The new tooling includes the Data Analytics Acceleration Library (DAAL) designed to speed up Big Data processing on Hadoop, Spark, R and Matlab. It also includes a vectorization advisor, designed to help developers squeeze the best performance out of modern processors through multithreading and vectorization, the latter of which uses single instruction, multiple data (SIMD) instructions. Intel exec James Reinders detailed all the updates in Tuesday blog post.
Intel made further Big Data news this week by investing in BlueData, provider of the EPIC software platform leveraging virtualization technologies, and partnering up with the company. "As part of this new collaboration, our product team at BlueData will be working together closely with Intel in areas including Hadoop and Spark, virtualization and container technology, as well as caching and security/encryption," BlueData announced Tuesday. "We'll be optimizing our software on Intel architectures to provide flexible, elastic, high-performance Big Data deployments on-premises."
- Hortonworks Inc., commonly recognized as one of the top three commercial Hadoop distributors, is making a sort of Big Data investment itself through the acquisition of Onyara Inc. That company created and contributes heavily to the top-level Apache project NiFi, which "supports powerful and scalable directed graphs of data routing, transformation and system mediation logic."
"The acquisition will make it easy for customers to automate and secure data flows and to collect, conduct and curate real-time business insights and actions derived from data in motion," Hortonworks said on Tuesday. The acquisition resulted in a new Hortonworks offering called DataFlow.
DataFlow addresses analytics problems associated with "data in motion" stemming from what Hortonworks calls the Internet of Anything (IoAT). This data comes from sources such as sensors, machines, geo-location devices, social feeds, Web, clicks, server logs and so on, Hortonworks said. "While the majority of today's solutions are custom-built, loosely secured, difficult to manage and not integrated, Hortonworks DataFlow powered by Apache NiFi will simplify and accelerate the flow of data in motion into HDP for full fidelity analytics," the company said.
- Application infrastructure specialist Concurrent Inc. announced Driven 1.3, an updated offering designed to help monitor and manage Hadoop applications. "Driven offers enterprise users -- developers, operations and lines of business -- unprecedented visibility into applications written in Cascading, Scalding, Cascalog, Apache Hive and MapReduce," the company said in a statement Tuesday. "It provides deep operational insights, search, segmentation and visualizations for rapid troubleshooting and performance management."

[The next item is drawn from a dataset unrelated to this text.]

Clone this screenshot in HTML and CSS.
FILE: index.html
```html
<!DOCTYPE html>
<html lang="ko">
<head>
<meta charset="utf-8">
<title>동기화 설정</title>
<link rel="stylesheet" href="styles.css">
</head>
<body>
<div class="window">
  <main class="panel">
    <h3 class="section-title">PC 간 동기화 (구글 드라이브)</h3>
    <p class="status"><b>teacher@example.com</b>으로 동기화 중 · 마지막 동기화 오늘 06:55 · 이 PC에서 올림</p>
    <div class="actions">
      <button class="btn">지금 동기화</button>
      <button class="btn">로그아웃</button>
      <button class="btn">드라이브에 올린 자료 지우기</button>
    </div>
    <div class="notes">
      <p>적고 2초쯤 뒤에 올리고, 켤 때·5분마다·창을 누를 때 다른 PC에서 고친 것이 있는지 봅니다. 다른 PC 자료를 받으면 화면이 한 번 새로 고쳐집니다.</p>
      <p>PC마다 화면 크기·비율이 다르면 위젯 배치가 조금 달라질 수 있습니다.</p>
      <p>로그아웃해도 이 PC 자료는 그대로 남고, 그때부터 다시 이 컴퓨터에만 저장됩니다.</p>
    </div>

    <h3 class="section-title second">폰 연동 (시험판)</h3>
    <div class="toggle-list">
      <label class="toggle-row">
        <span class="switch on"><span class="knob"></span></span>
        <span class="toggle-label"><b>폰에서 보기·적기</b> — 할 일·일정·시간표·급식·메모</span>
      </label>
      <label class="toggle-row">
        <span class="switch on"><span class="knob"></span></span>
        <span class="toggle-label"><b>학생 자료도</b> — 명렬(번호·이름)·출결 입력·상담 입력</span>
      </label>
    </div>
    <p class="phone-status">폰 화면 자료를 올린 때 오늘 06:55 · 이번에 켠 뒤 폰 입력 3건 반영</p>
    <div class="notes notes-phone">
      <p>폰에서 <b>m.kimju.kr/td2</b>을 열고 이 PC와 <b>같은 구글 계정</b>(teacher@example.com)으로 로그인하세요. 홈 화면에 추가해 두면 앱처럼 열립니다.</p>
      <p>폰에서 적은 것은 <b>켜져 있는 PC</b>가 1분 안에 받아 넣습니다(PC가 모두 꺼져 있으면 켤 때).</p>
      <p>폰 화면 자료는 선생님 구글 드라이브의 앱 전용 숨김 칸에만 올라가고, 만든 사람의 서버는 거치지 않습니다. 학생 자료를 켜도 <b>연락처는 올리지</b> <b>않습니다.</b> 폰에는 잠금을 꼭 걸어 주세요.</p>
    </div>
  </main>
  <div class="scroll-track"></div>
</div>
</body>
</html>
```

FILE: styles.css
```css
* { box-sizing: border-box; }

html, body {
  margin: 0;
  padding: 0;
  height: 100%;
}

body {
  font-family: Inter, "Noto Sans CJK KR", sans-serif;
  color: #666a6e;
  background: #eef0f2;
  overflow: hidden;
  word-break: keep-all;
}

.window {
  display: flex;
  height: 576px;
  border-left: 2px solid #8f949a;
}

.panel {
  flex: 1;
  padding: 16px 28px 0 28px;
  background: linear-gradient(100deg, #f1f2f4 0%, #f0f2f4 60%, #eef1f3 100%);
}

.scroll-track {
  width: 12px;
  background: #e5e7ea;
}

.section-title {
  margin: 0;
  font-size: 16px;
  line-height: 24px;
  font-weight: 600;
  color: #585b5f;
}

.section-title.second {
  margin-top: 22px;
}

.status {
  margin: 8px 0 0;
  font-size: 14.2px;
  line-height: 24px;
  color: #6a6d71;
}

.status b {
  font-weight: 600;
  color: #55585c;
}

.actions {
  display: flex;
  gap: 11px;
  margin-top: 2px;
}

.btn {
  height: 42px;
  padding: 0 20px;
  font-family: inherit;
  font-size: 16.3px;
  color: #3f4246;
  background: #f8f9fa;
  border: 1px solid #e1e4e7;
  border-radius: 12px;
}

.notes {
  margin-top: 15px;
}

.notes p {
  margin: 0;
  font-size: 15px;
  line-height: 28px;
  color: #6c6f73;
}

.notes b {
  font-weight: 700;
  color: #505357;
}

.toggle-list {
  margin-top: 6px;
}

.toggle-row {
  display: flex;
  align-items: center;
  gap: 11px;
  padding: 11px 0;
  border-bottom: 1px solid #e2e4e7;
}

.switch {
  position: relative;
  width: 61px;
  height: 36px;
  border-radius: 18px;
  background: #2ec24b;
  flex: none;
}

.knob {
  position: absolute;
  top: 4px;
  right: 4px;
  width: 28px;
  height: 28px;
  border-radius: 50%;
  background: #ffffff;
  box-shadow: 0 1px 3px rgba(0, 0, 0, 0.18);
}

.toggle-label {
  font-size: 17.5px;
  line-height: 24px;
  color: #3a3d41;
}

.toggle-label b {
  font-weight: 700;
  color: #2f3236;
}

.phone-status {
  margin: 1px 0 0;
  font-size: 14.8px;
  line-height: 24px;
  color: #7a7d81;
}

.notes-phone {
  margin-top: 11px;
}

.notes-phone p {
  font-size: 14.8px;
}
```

Driven provides a scalable metadata repository that helps enterprises analyze relevant app metrics such as service-level agreements, key performance indicators and data lineage, the company said. Concurrent said the offering now offers a plug-in agent to work with Apache Hive and MapReduce jobs and tasks, along with improved collaboration and sharing capabilities.
- Impetus Technologies announced free versions of its StreamAnalytix platform, comprising open source components such as Apache Storm, Kafka and Hadoop. With out-of-the-box interfaces for Apache Cassandra, Apache Solr and Elasticsearch also available, StreamAnalytix embeds a complex event-processing engine for real-time analytics of streaming data, the company said.
StreamAnalytix, Impetus said, provides for rapid application development via a visual interface that lets coders leverage drag-and-drop operators, visually draw connections, configure messages and alerts, and view performance metrics, with the ability to save them for later analysis.
The free offering "is designed to continuously ingest massive volumes of data," Impetus says on its site. "The high-performance stream processing engine continuously queries, filters, correlates, integrates, enriches and analyzes data to discover exceptions, patterns and trends that are presented through live dashboards."